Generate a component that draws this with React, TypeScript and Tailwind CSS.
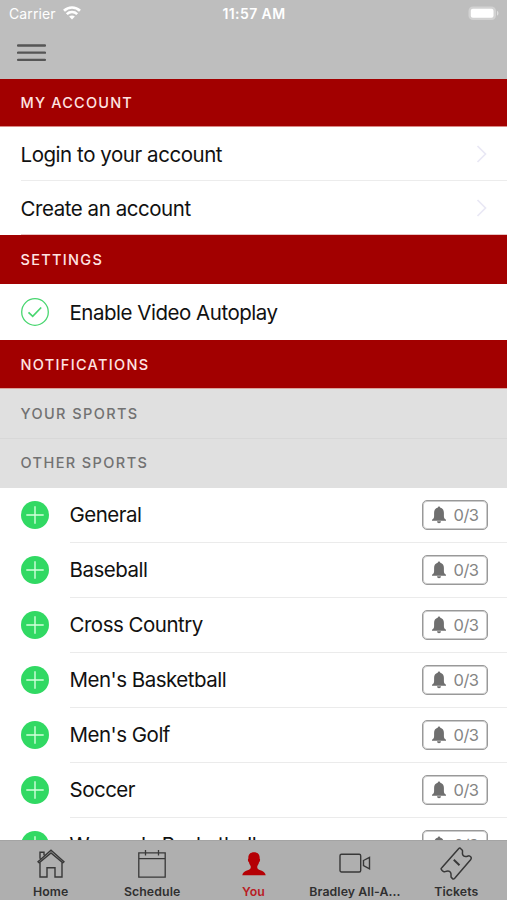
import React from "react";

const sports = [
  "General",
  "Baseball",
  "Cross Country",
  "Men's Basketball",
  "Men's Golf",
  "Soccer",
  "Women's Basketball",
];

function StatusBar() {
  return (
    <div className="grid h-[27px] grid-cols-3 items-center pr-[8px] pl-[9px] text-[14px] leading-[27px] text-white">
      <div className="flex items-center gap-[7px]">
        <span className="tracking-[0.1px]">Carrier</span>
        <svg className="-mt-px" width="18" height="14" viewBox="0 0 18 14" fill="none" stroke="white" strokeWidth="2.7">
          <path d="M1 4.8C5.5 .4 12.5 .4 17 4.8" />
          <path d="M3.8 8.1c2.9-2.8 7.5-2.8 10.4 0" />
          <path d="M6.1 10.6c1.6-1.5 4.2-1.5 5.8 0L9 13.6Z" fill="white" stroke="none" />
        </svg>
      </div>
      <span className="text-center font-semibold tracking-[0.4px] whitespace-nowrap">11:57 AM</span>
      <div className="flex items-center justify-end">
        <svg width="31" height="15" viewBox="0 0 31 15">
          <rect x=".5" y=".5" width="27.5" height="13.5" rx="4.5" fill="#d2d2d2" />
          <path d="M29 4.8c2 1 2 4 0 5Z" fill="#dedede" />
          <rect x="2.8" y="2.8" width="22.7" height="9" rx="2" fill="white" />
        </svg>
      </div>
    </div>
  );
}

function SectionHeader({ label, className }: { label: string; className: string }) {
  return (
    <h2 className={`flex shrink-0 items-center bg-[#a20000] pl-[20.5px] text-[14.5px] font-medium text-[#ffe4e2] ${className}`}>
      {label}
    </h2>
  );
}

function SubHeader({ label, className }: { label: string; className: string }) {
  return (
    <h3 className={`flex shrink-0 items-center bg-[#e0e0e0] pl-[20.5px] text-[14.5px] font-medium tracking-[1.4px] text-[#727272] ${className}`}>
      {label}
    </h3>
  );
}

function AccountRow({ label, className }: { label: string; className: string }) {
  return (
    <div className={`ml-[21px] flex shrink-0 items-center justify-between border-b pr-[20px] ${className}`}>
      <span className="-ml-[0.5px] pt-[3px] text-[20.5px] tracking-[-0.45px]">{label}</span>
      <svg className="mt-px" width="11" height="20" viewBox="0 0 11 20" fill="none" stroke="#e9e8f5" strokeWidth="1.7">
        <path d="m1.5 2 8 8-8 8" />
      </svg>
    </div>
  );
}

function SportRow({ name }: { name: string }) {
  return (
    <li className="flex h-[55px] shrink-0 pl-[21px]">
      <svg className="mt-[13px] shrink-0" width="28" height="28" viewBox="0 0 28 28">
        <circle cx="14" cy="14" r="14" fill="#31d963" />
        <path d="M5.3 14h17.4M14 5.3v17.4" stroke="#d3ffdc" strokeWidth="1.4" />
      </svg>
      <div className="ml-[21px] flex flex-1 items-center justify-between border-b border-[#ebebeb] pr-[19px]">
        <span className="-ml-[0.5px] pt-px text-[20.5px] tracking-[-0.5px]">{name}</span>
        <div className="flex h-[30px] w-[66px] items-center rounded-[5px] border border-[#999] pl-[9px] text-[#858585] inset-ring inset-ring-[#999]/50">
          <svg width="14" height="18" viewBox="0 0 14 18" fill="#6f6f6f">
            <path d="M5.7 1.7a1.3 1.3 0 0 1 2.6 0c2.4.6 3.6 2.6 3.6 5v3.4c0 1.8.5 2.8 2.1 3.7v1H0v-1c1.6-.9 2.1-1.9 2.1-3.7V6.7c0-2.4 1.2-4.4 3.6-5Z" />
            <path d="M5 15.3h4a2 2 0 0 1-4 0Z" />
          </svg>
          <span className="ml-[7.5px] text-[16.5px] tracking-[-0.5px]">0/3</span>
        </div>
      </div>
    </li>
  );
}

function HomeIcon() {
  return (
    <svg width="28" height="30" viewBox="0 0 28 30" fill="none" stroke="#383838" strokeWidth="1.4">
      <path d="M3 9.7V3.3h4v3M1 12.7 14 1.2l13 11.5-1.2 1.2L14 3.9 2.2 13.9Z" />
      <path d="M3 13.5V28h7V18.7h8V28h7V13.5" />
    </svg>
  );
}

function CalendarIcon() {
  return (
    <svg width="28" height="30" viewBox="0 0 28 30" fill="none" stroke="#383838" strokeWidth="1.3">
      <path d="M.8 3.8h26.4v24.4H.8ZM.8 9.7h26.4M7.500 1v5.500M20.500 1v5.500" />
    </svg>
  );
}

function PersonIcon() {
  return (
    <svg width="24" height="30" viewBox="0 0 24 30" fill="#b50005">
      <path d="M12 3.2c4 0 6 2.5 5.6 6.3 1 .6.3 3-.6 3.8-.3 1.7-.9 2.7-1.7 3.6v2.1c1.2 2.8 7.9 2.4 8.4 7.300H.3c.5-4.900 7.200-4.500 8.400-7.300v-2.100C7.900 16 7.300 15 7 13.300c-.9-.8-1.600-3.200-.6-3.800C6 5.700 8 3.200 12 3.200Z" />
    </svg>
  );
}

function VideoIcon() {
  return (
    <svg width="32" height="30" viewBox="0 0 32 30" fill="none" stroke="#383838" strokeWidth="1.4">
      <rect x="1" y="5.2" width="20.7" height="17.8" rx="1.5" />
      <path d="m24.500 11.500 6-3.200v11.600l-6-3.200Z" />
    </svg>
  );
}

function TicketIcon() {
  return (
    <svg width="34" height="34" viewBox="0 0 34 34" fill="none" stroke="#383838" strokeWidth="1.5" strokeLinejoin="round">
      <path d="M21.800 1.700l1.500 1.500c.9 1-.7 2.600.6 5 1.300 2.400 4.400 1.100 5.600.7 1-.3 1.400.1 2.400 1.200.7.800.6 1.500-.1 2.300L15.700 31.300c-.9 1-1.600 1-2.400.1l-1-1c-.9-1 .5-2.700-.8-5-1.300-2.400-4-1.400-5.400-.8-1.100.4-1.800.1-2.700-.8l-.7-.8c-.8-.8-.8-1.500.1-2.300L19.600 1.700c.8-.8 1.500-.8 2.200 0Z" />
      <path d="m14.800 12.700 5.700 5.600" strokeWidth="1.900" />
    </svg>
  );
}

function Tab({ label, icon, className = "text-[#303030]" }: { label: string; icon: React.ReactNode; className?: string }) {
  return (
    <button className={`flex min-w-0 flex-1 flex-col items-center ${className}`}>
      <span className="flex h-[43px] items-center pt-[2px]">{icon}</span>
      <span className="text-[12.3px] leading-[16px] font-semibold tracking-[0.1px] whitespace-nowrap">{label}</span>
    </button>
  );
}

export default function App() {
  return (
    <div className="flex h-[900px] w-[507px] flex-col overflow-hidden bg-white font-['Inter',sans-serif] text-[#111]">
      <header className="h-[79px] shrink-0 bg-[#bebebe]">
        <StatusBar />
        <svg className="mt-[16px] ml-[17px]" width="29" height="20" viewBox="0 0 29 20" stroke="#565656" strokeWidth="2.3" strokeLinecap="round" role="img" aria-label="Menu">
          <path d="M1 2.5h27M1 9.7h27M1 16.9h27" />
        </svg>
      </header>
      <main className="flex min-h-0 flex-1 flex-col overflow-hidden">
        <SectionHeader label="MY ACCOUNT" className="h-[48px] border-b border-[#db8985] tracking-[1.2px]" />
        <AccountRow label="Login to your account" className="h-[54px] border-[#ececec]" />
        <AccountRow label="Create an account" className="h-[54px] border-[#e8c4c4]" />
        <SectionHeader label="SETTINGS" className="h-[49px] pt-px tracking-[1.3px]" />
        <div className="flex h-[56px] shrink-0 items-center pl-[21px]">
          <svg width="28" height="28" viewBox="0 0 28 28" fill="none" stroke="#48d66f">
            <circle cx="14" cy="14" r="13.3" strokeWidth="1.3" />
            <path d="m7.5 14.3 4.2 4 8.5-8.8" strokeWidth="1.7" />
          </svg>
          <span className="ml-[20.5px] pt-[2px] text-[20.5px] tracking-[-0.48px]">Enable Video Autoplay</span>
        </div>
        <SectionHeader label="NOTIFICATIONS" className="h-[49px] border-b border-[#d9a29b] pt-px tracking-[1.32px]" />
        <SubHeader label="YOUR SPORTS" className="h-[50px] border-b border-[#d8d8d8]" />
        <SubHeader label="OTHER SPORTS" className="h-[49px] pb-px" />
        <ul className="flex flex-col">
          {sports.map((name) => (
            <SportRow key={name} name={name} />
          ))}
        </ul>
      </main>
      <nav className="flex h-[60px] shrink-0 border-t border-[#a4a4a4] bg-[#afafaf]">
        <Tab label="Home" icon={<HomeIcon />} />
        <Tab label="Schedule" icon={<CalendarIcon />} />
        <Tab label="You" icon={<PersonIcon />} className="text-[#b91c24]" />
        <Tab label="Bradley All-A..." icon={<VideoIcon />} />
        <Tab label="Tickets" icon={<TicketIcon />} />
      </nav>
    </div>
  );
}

::::::::

• **STATED EXERCISE**: Which lines in the data above contain "React"? Show each one.

• **RESPONSE TO THE EXERCISE**:
Generate a component that draws this with React, TypeScript and Tailwind CSS.
import React from "react";
function Tab({ label, icon, className = "text-[#303030]" }: { label: string; icon: React.ReactNode; className?: string }) {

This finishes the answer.